Direction >>
Return the listing below unchanged, minus its pictures.

Recorded information >>
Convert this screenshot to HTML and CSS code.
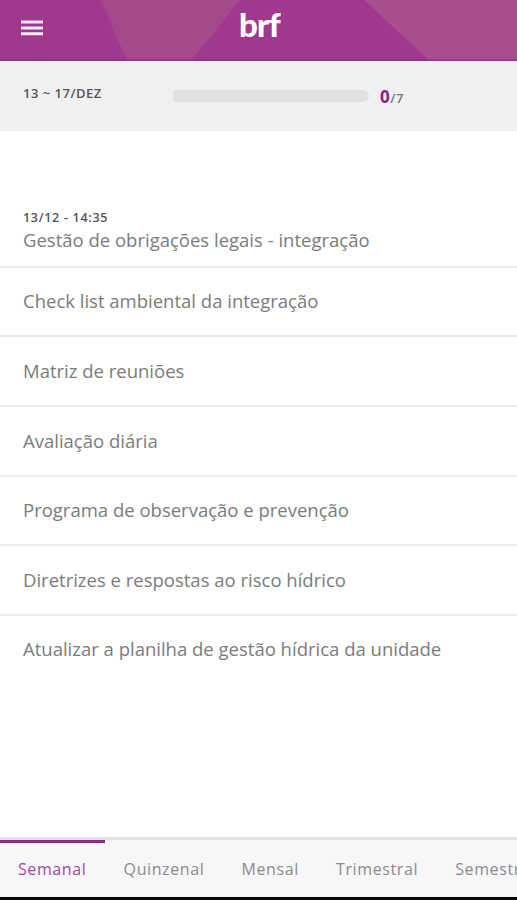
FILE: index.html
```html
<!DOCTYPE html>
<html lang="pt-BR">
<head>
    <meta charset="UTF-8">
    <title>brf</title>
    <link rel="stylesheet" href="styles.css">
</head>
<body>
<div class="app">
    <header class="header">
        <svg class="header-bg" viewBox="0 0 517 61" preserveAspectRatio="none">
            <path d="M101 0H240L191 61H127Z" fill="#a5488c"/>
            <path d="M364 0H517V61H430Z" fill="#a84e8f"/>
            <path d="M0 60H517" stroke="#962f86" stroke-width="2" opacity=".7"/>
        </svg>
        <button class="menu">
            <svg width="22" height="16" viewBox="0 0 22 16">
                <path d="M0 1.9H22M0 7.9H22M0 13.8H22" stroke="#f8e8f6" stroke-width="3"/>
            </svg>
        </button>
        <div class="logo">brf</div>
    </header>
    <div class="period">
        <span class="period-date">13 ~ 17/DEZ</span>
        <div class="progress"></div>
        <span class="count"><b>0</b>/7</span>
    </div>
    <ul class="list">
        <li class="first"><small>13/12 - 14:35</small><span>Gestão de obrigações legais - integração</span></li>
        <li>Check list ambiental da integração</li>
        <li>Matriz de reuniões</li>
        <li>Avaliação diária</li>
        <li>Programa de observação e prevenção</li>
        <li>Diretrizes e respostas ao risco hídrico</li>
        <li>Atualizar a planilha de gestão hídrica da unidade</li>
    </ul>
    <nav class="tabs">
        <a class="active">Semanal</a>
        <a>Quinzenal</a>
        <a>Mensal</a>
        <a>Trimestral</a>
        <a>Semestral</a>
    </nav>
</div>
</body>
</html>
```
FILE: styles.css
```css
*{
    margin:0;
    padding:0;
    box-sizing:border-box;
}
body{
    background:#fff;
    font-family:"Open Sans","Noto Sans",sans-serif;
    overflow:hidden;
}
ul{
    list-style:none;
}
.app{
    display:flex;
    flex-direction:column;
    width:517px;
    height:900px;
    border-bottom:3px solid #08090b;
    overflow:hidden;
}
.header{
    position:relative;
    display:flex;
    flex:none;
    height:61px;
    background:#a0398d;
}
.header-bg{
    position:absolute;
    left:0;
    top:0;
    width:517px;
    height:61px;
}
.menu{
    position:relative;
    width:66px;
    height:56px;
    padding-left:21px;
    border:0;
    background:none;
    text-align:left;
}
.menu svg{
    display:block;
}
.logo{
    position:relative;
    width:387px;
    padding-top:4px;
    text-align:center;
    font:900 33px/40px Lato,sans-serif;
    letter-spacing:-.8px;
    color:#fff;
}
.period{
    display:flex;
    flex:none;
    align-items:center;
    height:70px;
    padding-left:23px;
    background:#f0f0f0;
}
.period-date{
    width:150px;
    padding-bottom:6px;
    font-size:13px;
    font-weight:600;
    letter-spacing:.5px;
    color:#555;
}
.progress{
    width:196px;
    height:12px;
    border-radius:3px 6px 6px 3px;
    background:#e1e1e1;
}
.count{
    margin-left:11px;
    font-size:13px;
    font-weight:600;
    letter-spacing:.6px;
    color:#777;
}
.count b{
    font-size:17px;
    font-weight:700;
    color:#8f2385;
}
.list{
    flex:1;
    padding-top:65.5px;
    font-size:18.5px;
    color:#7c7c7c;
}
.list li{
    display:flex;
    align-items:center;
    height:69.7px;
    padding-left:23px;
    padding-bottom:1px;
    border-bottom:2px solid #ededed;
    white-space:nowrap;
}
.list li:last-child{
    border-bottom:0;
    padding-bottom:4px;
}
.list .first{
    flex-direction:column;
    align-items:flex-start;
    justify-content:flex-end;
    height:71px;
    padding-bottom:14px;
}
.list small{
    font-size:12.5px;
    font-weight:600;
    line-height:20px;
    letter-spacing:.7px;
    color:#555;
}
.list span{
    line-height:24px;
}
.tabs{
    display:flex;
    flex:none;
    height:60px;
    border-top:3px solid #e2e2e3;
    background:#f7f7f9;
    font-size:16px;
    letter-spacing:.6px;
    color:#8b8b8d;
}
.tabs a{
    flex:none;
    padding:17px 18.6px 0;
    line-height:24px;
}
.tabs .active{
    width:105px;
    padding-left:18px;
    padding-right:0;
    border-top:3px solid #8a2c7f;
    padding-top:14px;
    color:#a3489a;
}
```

Completed task >>
Convert this screenshot to HTML and CSS code.
FILE: index.html
```html
<!DOCTYPE html>
<html lang="pt-BR">
<head>
    <meta charset="UTF-8">
    <title>brf</title>
    <link rel="stylesheet" href="styles.css">
</head>
<body>
<div class="app">
    <header class="header">
        <svg class="header-bg" viewBox="0 0 517 61" preserveAspectRatio="none">
            <path d="M101 0H240L191 61H127Z" fill="#a5488c"/>
            <path d="M364 0H517V61H430Z" fill="#a84e8f"/>
            <path d="M0 60H517" stroke="#962f86" stroke-width="2" opacity=".7"/>
        </svg>
        <button class="menu">
            <svg width="22" height="16" viewBox="0 0 22 16">
                <path d="M0 1.9H22M0 7.9H22M0 13.8H22" stroke="#f8e8f6" stroke-width="3"/>
            </svg>
        </button>
        <div class="logo">brf</div>
    </header>
    <div class="period">
        <span class="period-date">13 ~ 17/DEZ</span>
        <div class="progress"></div>
        <span class="count"><b>0</b>/7</span>
    </div>
    <ul class="list">
        <li class="first"><small>13/12 - 14:35</small><span>Gestão de obrigações legais - integração</span></li>
        <li>Check list ambiental da integração</li>
        <li>Matriz de reuniões</li>
        <li>Avaliação diária</li>
        <li>Programa de observação e prevenção</li>
        <li>Diretrizes e respostas ao risco hídrico</li>
        <li>Atualizar a planilha de gestão hídrica da unidade</li>
    </ul>
    <nav class="tabs">
        <a class="active">Semanal</a>
        <a>Quinzenal</a>
        <a>Mensal</a>
        <a>Trimestral</a>
        <a>Semestral</a>
    </nav>
</div>
</body>
</html>
```
FILE: styles.css
```css
*{
    margin:0;
    padding:0;
    box-sizing:border-box;
}
body{
    background:#fff;
    font-family:"Open Sans","Noto Sans",sans-serif;
    overflow:hidden;
}
ul{
    list-style:none;
}
.app{
    display:flex;
    flex-direction:column;
    width:517px;
    height:900px;
    border-bottom:3px solid #08090b;
    overflow:hidden;
}
.header{
    position:relative;
    display:flex;
    flex:none;
    height:61px;
    background:#a0398d;
}
.header-bg{
    position:absolute;
    left:0;
    top:0;
    width:517px;
    height:61px;
}
.menu{
    position:relative;
    width:66px;
    height:56px;
    padding-left:21px;
    border:0;
    background:none;
    text-align:left;
}
.menu svg{
    display:block;
}
.logo{
    position:relative;
    width:387px;
    padding-top:4px;
    text-align:center;
    font:900 33px/40px Lato,sans-serif;
    letter-spacing:-.8px;
    color:#fff;
}
.period{
    display:flex;
    flex:none;
    align-items:center;
    height:70px;
    padding-left:23px;
    background:#f0f0f0;
}
.period-date{
    width:150px;
    padding-bottom:6px;
    font-size:13px;
    font-weight:600;
    letter-spacing:.5px;
    color:#555;
}
.progress{
    width:196px;
    height:12px;
    border-radius:3px 6px 6px 3px;
    background:#e1e1e1;
}
.count{
    margin-left:11px;
    font-size:13px;
    font-weight:600;
    letter-spacing:.6px;
    color:#777;
}
.count b{
    font-size:17px;
    font-weight:700;
    color:#8f2385;
}
.list{
    flex:1;
    padding-top:65.5px;
    font-size:18.5px;
    color:#7c7c7c;
}
.list li{
    display:flex;
    align-items:center;
    height:69.7px;
    padding-left:23px;
    padding-bottom:1px;
    border-bottom:2px solid #ededed;
    white-space:nowrap;
}
.list li:last-child{
    border-bottom:0;
    padding-bottom:4px;
}
.list .first{
    flex-direction:column;
    align-items:flex-start;
    justify-content:flex-end;
    height:71px;
    padding-bottom:14px;
}
.list small{
    font-size:12.5px;
    font-weight:600;
    line-height:20px;
    letter-spacing:.7px;
    color:#555;
}
.list span{
    line-height:24px;
}
.tabs{
    display:flex;
    flex:none;
    height:60px;
    border-top:3px solid #e2e2e3;
    background:#f7f7f9;
    font-size:16px;
    letter-spacing:.6px;
    color:#8b8b8d;
}
.tabs a{
    flex:none;
    padding:17px 18.6px 0;
    line-height:24px;
}
.tabs .active{
    width:105px;
    padding-left:18px;
    padding-right:0;
    border-top:3px solid #8a2c7f;
    padding-top:14px;
    color:#a3489a;
}
```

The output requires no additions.